All the presentations, including mine, are available on the Azure Summit website. However they are available in Swedish only.

By the way, my presentation was voted as the winner of the speaker contest. What did I win? A balloon flight with Microsoft's Azure balloon.

Next time I present SQL Azure will be at TechDays 2011 in Örebro.

Posted: Nov 30 2010, 01:52 PM by jahlen
Filed under: ,
SQL Azure - why use it and what makes it different from SQL Server?

I've so far not seen any article on why anyone should use SQL Azure so I thought it is time someone writes about that. This article is an introduction to why you might be interested in a cloud database and a summary of the differences compared to "ordinary" SQL Server. Finally I've included links to some useful resources.

Why would you need a cloud database?

Maybe you've read the story about the unknown IT multi-millionaire Markus Persson? If not, here is an article (in Swedish only). He's not so unknown any longer but I think he never imagined what a tremendous success his game Minecraft would be. Even if he haven't spent a single dollar on marketing it became so successful that the server capacity was not sufficient for the all the new paying players.
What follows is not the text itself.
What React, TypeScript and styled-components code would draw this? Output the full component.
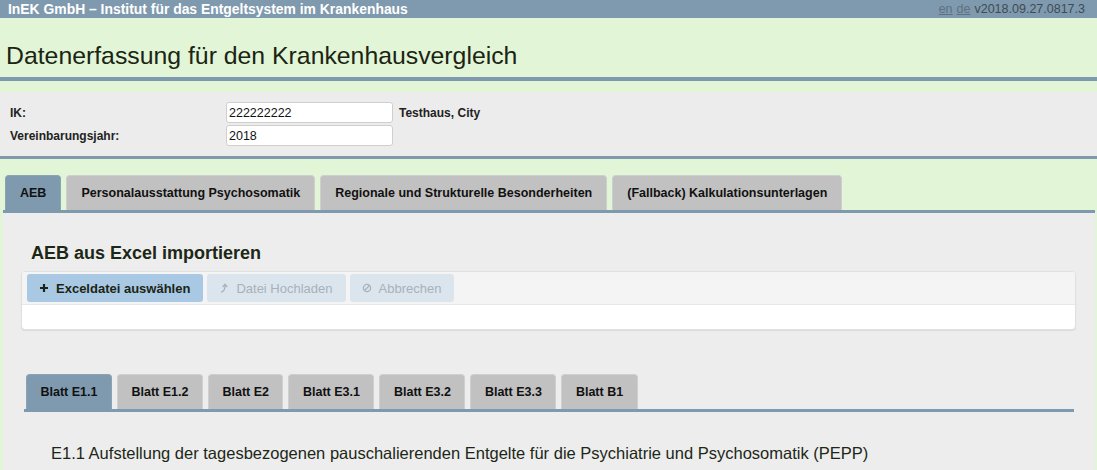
import React from "react";
import styled, { createGlobalStyle } from "styled-components";

const Global = createGlobalStyle`
  html, body { margin: 0; padding: 0; }
  body {
    background: #e2f5d6;
    font-family: "Liberation Sans", Arial, sans-serif;
    color: #1f2a1a;
  }
`;

const BLUE = "#7f9aae";

const TopBar = styled.header`
  height: 18px;
  background: ${BLUE};
  display: flex;
  align-items: center;
  justify-content: space-between;
  padding: 0 12px 0 8px;
`;

const Brand = styled.span`
  color: #fff;
  font-weight: bold;
  font-size: 13.9px;
`;

const Meta = styled.span`
  color: #3f4a52;
  font-size: 12.5px;
  display: flex;
  gap: 4px;
`;

const LangLink = styled.a`
  color: #5f7180;
  text-decoration: underline;
`;

const TitleBand = styled.div`
  height: 63px;
  display: flex;
  align-items: flex-end;
  padding: 0 6px 7px;
  box-sizing: border-box;
  border-bottom: 4px solid ${BLUE};
  margin-bottom: 11px;
`;

const Title = styled.h1`
  margin: 0;
  font-size: 24.8px;
  line-height: 28px;
  font-weight: normal;
  color: #1a2414;
`;

const FormSection = styled.section`
  background: #ececec;
  border-bottom: 3px solid ${BLUE};
  padding: 10px;
  display: grid;
  grid-template-columns: 210px 167px auto;
  column-gap: 6px;
  row-gap: 2px;
  align-items: center;
`;

const Label = styled.label`
  font-size: 12px;
  font-weight: bold;
  color: #222;
`;

const Input = styled.input`
  box-sizing: border-box;
  height: 21px;
  width: 167px;
  border: 1px solid #cfcfcf;
  border-radius: 3px;
  background: #fff;
  font-family: inherit;
  font-size: 12.5px;
  padding: 0 2px;
  color: #111;
`;

const Extra = styled.span`
  font-size: 12px;
  font-weight: bold;
  color: #222;
`;

const TabRow = styled.nav<{ $inset?: boolean }>`
  display: flex;
  gap: 5px;
  padding-left: ${(p) => (p.$inset ? "2px" : "5px")};
  margin: ${(p) => (p.$inset ? "44px 21px 0 21px" : "16px 0 0 0")};
  border-bottom: ${(p) => (p.$inset ? `3px solid ${BLUE}` : "none")};
`;

const Tab = styled.div<{ $active?: boolean; $pad: number }>`
  height: 35px;
  box-sizing: border-box;
  padding: 0 ${(p) => p.$pad}px;
  display: flex;
  align-items: center;
  background: ${(p) => (p.$active ? BLUE : "#c1c1c1")};
  border: 1px solid ${(p) => (p.$active ? "#8aa3b5" : "#cfcfcf")};
  border-bottom: none;
  border-radius: 4px 4px 0 0;
  font-size: 12.5px;
  font-weight: bold;
  color: #111;
`;

const Content = styled.main`
  margin: 0 2px 0 3px;
  border-top: 3px solid ${BLUE};
  background: #ededed;
  padding: 30px 0 20px;
  min-height: 300px;
`;

const SectionHeading = styled.h2`
  margin: 0 0 7px 28px;
  font-size: 18px;
  line-height: 21px;
  font-weight: bold;
  color: #1c2716;
`;

const Panel = styled.div`
  margin: 0 19px 0 18px;
  border: 1px solid #e0e0e0;
  border-radius: 4px;
  background: #fff;
  overflow: hidden;
  box-shadow: 0 1px 1px rgba(0, 0, 0, 0.08);
`;

const Toolbar = styled.div`
  background: #f4f4f4;
  height: 33px;
  box-sizing: border-box;
  padding: 2px 5px;
  display: flex;
  gap: 4px;
  border-bottom: 1px solid #e8e8e8;
`;

const Button = styled.button<{ $primary?: boolean }>`
  height: 28px;
  box-sizing: border-box;
  border: none;
  border-radius: 3px;
  padding: 0 13px 0 12px;
  display: flex;
  align-items: center;
  gap: 7px;
  font-family: inherit;
  font-size: 13px;
  font-weight: ${(p) => (p.$primary ? "bold" : "normal")};
  background: ${(p) => (p.$primary ? "#a8c8e4" : "#dbe5ee")};
  color: ${(p) => (p.$primary ? "#1c2414" : "#a9b1b8")};
`;

const PanelBody = styled.div`
  height: 24px;
`;

const SheetHeading = styled.h3`
  margin: 32px 0 0 48px;
  font-size: 16.5px;
  line-height: 19px;
  font-weight: normal;
  color: #1c2716;
`;

const PlusIcon = () => (
  <svg width="10" height="10" viewBox="0 0 10 10">
    <path d="M5 1v8M1 5h8" stroke="#1c2414" strokeWidth="2.2" />
  </svg>
);

const UploadIcon = () => (
  <svg width="10" height="10" viewBox="0 0 10 10" fill="none">
    <path d="M2 9 C5 9 6 6 6 2" stroke="#a9b1b8" strokeWidth="1.3" />
    <path d="M3.8 4 L6 1.3 L8.2 4" stroke="#a9b1b8" strokeWidth="1.3" />
  </svg>
);

const BanIcon = () => (
  <svg width="10" height="10" viewBox="0 0 10 10" fill="none">
    <circle cx="5" cy="5" r="3.6" stroke="#a9b1b8" strokeWidth="1.3" />
    <path d="M2.5 7.5L7.5 2.5" stroke="#a9b1b8" strokeWidth="1.3" />
  </svg>
);

const mainTabs = [
  "AEB",
  "Personalausstattung Psychosomatik",
  "Regionale und Strukturelle Besonderheiten",
  "(Fallback) Kalkulationsunterlagen",
];

const sheets = ["Blatt E1.1", "Blatt E1.2", "Blatt E2", "Blatt E3.1", "Blatt E3.2", "Blatt E3.3", "Blatt B1"];

export default function App() {
  return (
    <>
      <Global />
      <TopBar>
        <Brand>InEK GmbH – Institut für das Entgeltsystem im Krankenhaus</Brand>
        <Meta>
          <LangLink>en</LangLink>
          <LangLink>de</LangLink>
          <span>v2018.09.27.0817.3</span>
        </Meta>
      </TopBar>
      <TitleBand>
        <Title>Datenerfassung für den Krankenhausvergleich</Title>
      </TitleBand>
      <FormSection>
        <Label>IK:</Label>
        <Input defaultValue="222222222" />
        <Extra>Testhaus, City</Extra>
        <Label>Vereinbarungsjahr:</Label>
        <Input defaultValue="2018" />
        <span />
      </FormSection>
      <TabRow>
        {mainTabs.map((t, i) => (
          <Tab key={t} $active={i === 0} $pad={14}>
            {t}
          </Tab>
        ))}
      </TabRow>
      <Content>
        <SectionHeading>AEB aus Excel importieren</SectionHeading>
        <Panel>
          <Toolbar>
            <Button $primary>
              <PlusIcon />
              Exceldatei auswählen
            </Button>
            <Button>
              <UploadIcon />
              Datei Hochladen
            </Button>
            <Button>
              <BanIcon />
              Abbrechen
            </Button>
          </Toolbar>
          <PanelBody />
        </Panel>
        <TabRow $inset>
          {sheets.map((s, i) => (
            <Tab key={s} $active={i === 0} $pad={13.5}>
              {s}
            </Tab>
          ))}
        </TabRow>
        <SheetHeading>
          E1.1 Aufstellung der tagesbezogenen pauschalierenden Entgelte für die Psychiatrie und Psychosomatik (PEPP)
        </SheetHeading>
      </Content>
    </>
  );
}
Of course it is very hard to predict how popular an online game or service will be. It can also change dramatically if you get good publicity (or bad). How can you then make sure you always have the right server capacity for your users?

This is where Azure and the cloud comes in. It is an elastic platform which provides you the means to instantly increase or decrease your server capacity. You only pay for what you use and don't have to estimate capacity needs and buy a reserve capacity. You won't run into the problem of "how can I do database maintenance when I always have millions of players online".

Database-as-a-service vs physical databases

What kind of demands can you make on a database? Why would anyone use a database? Would it not be easier to just write data to files instead?

I can give you at least four reasons why you should in most applications use a database:

  • Availability - let's say you are running business critical applications (like in healthcare). Then you don't want to rely on a single computer or disk. SQL Server comes with built-in support for high availability such as clustering, database mirroring, etc which can be configured by a DBA. With SQL Azure you automatically get high availability with zero configuration.
  • Security - with a database you have a much finer control of security than on a file. You can also audit the usage, who has accessed what and who has updated what. Auditing has become increasingly important since the last financial crisis.
  • Correctness - you can enforce consistency on a database through foreign keys, unique indexes, check constraints, etc. Also you can use transaction isolation to prevent chaos when thousands of users work with the database simultaneously. In almost any OLTP application you need to use transactions if you want the application to work correctly with many users.
  • Performance - databases have several mechanisms to optimize performance such as caching, query optimizers, etc.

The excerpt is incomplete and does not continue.